「僕の一番の夢」は叶わず、悔しさを噛みしめて…前橋育英の根津元輝が見定める新たな目標【選手権】

2023年01月05日 安藤隆人

「選手権では恩返しをしたかった」

終了間際に途中出場の根津。PK戦では5人目のキッカーを務め、想いを込めた一撃を突き刺した。写真:田中研治(サッカーダイジェスト写真部)

[高校選手権準々決勝] 大津 0(5PK4)0 前橋育英/1月4日/駒場

 準々決勝の大津対前橋育英の一戦で、1人少なくなった前橋育英はギリギリの戦いを強いられていた。

 立ち上がりからリズムを掴んでいたが、後半18分に攻撃のキーマンであるMF小池直矢(3年)が2枚目のイエローカードで退場。1人少ない状態になり、大津の猛攻を受けたが、チームは身体を張って守りながら、カウンターでチャンスを作るなど気迫で戦っていた。

 その様子をMF根津元輝(3年)はベンチから見ていた。本来ならば、このピッチに立っていたはずだった。だが、3回戦・昌平との大一番でMF徳永涼(3年)と共に攻守の要として大活躍するも、この試合で今年の3月に大怪我を負った右膝を痛めてしまった。

「ボールを取り戻したところで再発してしまい、大津戦は最初から出たかったのですが、ダメでした」

 ベンチで仲間が必死で戦う姿を祈るようにして見ていた。そしてPK戦が濃厚となってきた後半40分に山田耕介監督から名前を呼ばれた。

「PK勝負になるから、最後の締めは頼む。気持ちを込めて蹴ってきてくれ」

 根津はPKを得意としており、山田監督は最後の最後で根津のキックにチームを託したのだった。

「監督が僕を信頼してくれた証なので、絶対に応えたいと思ったし、声をかけてくれたスタンドにいる選手、ベンチにいる選手にも応えたいと思った」と、覚悟を持ってピッチに飛び出していった。

 アディショナルタイム3分間を仲間と共に戦い、PK戦では5人目のキッカーとしてきっちりとゴールに突き刺した。だが、勝利の女神は微笑みかけなかった。インターハイ王者の選手権は準々決勝で幕を閉じた。
 
「本当に苦しい1年でした。
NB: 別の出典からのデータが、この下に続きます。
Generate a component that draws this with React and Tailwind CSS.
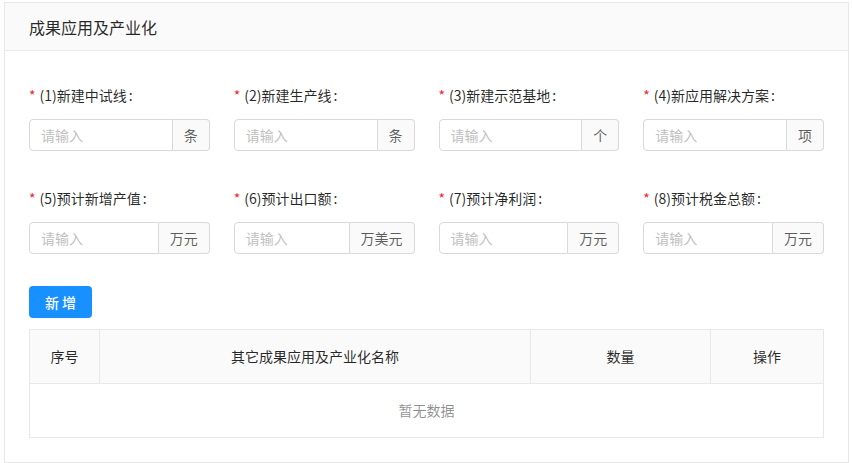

何度も『自分は何やっているんだろう』と思いましたし、思うようにいかないことが多かった」

 根津は1年時から出番を掴み、昨年からキャプテンの徳永とダブルボランチを組んだ。だが前述したように、3月に右膝の後十字靭帯を負傷し、長期離脱を強いられた。

「副キャプテンだったのに、ピッチに立てなくてもどかしかったし、悔しかった」ともがきながらもリハビリを続け、インターハイ前に復帰。だが、万全の状態ではなく、優勝したインターハイでは試合途中で流れを変えたり、試合を締める役割としてチームを支えた。

「自分が全然プレーできていなかったのに、メンバーに入れてもらって、勝つごとにプレー時間を与えてもらった。だからこそ、選手権ではその恩返しをしたかった」

 覚悟と感謝の気持ちを持って臨んだ選手権。ベスト8まで勝ち進んだが、最後の最後もプレー時間は短いまま終わってしまった。

「悔しいです。でも、ずっと涼とチームが勝つために何をすべきかを話し合いながらやってくることができた。この悔しさと経験を絶対に今後に活かしたいし、活かさないといけない。僕の一番の夢は、選手権で優勝することだったので、それができなかったからこそ、大学でもう1回、日本一を獲りたい。新たな目標が決まったので、自分自身をまた一から見つめ直しながらやっていきたい」

 根津の高校サッカーは終わりを告げたが、彼のサッカー人生はまだまだ続く。苦しんだ分、力に変えて次なるステージでもっと成長すべく、彼はしっかりと前を向いた。